Ethics Blog for Professionalism #5
For my last professionalism blog, I found a rather great article to discuss, despite its terrible circumstances. As we all unfortunately know, last week there was a terrible tragedy in Boston, since then there has been a great debate about ethics in the media. The article I chose to blog about, "A Graphic Reminder," discusses the ethics of the media posting a graphic picture in a widespread publication. The article can be found at the following location:
This article discusses four different choices that the media could have chosen in the following scenario taken from the article:
You are editor of a newspaper, and have the option to use a photo taken seconds after a bomb exploded near the finish line of the Boston Marathon. From a journalistic point of view, the photo tells the story brilliantly: In the foreground, a stunned runner attempts to right herself, bewildered, after being blown to the ground. In the background, sprawled on blood-smeared pavement, is a man whose leg has been blown apart.
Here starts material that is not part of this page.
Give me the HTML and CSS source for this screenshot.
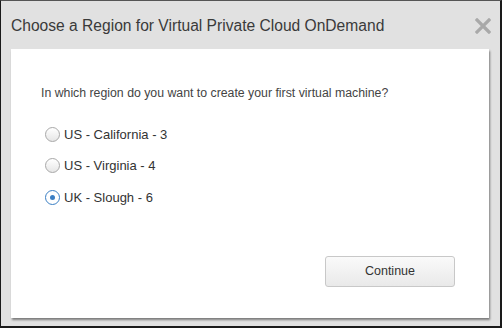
FILE: index.html
```html
<!DOCTYPE html>
<html lang="en">
<head>
    <meta charset="UTF-8">
    <title>Choose a Region</title>
    <link rel="stylesheet" href="styles.css">
</head>
<body>
    <div class="dialog">
        <div class="dialog-header">
            <h1>Choose a Region for Virtual Private Cloud OnDemand</h1>
            <svg class="close" width="16" height="16" viewBox="0 0 16 16">
                <path d="M2 2 L14 14 M14 2 L2 14" stroke="#a9a9a9" stroke-width="3.2" stroke-linecap="square"/>
            </svg>
        </div>
        <div class="dialog-body">
            <p class="question">In which region do you want to create your first virtual machine?</p>
            <ul class="regions">
                <li><span class="radio"></span>US - California - 3</li>
                <li><span class="radio"></span>US - Virginia - 4</li>
                <li><span class="radio checked"></span>UK - Slough - 6</li>
            </ul>
            <div class="actions">
                <button class="btn">Continue</button>
            </div>
        </div>
    </div>
</body>
</html>
```

FILE: styles.css
```css
body {
    margin: 0;
    font-family: "Liberation Sans", Arial, sans-serif;
}
.dialog {
    width: 502px;
    height: 328px;
    box-sizing: border-box;
    background-color: #e1e1e1;
    border: 1px solid #1a1a1a;
    border-top-color: #555;
    border-right-width: 2px;
    border-bottom-width: 2px;
    padding: 0 9px 0 10px;
}
.dialog-header {
    height: 48px;
    display: flex;
    align-items: center;
    justify-content: space-between;
    padding-top: 2px;
    box-sizing: border-box;
}
.dialog-header h1 {
    margin: 0;
    font-size: 15.6px;
    font-weight: normal;
    color: #3a3a3a;
}
.dialog-body {
    background-color: #fff;
    height: 269px;
    box-sizing: border-box;
    padding: 37px 30px 0 30px;
    box-shadow: 1px 2px 2px rgba(0, 0, 0, 0.45);
    margin-right: 2px;
}
.question {
    margin: 0;
    font-size: 12.3px;
    color: #444;
}
.regions {
    list-style: none;
    margin: 18.5px 0 0 0;
    padding: 0;
}
.regions li {
    display: flex;
    align-items: center;
    height: 31.5px;
    font-size: 13px;
    color: #333;
}
.radio {
    width: 13px;
    height: 13px;
    border: 1px solid #a8a8a8;
    border-radius: 50%;
    background: linear-gradient(#fff, #e6e6e6);
    margin: 0 4px 0 4px;
    display: flex;
    align-items: center;
    justify-content: center;
}
.radio.checked {
    border-color: #3b7fc4;
    background: #fff;
}
.radio.checked::after {
    content: "";
    width: 5px;
    height: 5px;
    border-radius: 50%;
    background-color: #3b7fc4;
}
.actions {
    display: flex;
    justify-content: flex-end;
    margin-top: 42.5px;
}
.btn {
    width: 130px;
    height: 31px;
    border: 1px solid #c8c8c8;
    border-radius: 3px;
    background: linear-gradient(#fafafa, #e9e9e9);
    font-family: "Liberation Sans", Arial, sans-serif;
    font-size: 12.5px;
    color: #333;
    margin-right: 4px;
}
```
There’s no question it’s potent journalism, but is running the picture a great ethical decision? What do you do?
- Run it as it stands.
- Use it, but stick it on an inside page, perhaps with a warning on Page 1 that the photo is graphic and disturbing.
- Alter it by using Photoshop to disguise the gaping wound.
- Don’t use it at all.
The article goes on to discuss why a person would choose each path with examples. However, if it were me in the decision I will discuss my specific thoughts on how I might use the image.
First off, this story is a HUGE and popular story. Not putting this story on the front page with some kind of image isn't feasable. In a journalist perspective, this story would be of top priority. That being said, I wouldn't put a very graphic image on the front of my periodical. For the best ethical way to show this story, in my opinion choice 3 or a less graphic image would go on the front page and choice 2 would be used inside the publication. Walking into a store a child can clearly see the covers of these publications and you wouldn't want them to see something so graphic. Since some people might want to see the truth being posted, an inside section with a warning for those who wouldn't want to see something so graphic could be utilised.
Using graphic images can be essential in jounalism, but from an ethical standpoint you must take considerations for others when posting them. One must remember that not everyone wants to see some of these gruesome pictures, so posting them on the front page would be unethical.